Friday, March 21, 2014

Grillparzer on Goethe

Grillparzer, ca. 1827, by Moritz Michael Dafflinger

I love this epigram by Franz Seraphicus Grillparzer about Goethe:

Er war nicht kalt, wie ihr wohl meint,
Nur hielt er die Wärme zu wenig vereint
Und da er sie teilte zuletzt ins All,
Kam wenig auf jeden einzelnen Fall

Grillparzer is a German-language writer whom I have barely studied (likewise, Jean Paul), but Fritz Strich wrote his dissertation on the Austrian writer: Franz Grillparzers Ästhetik (1905, under Franz Muncker; reprinted Hildesheim, 1977). In it, the "inductive aesthetician" Grillparzer was portrayed developing his anti-Romantic theories on the writings of Lessing, Goethe and Schiller, Kant, the German Romantic theorists (toward whom he felt a special animus), Hegel and his followers, and Friedrich Bouterweck.

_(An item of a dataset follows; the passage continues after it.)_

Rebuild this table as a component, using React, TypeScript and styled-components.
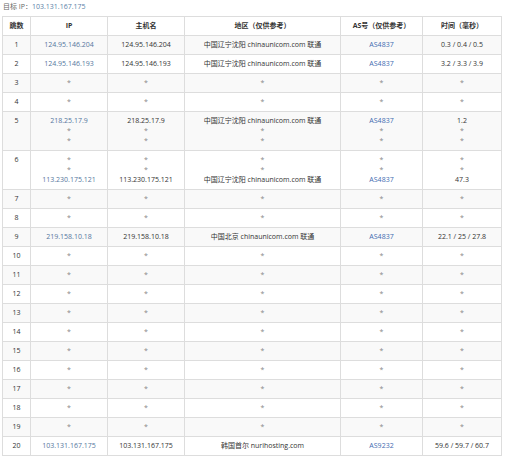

According to my friend Paula Fichtner, author of Historical Dictionary of Austria (Scarecrow Press, 2nd ed., 2009), Grillparzer's career as author and dramatist "developed even as he toiled somewhat resentfully as a bureaucrat." At his death in 1856 he was director of the imperial treasury archives. There were literary successes in his life, but also failures. According to Fichtner, the negative public reaction to his play Weh dem der Lügt (Woe unto the Liar, 1838) caused the "hypersensitive dramatist to stop writing for the state altogether." He also had unpleasant experiences with government censorship.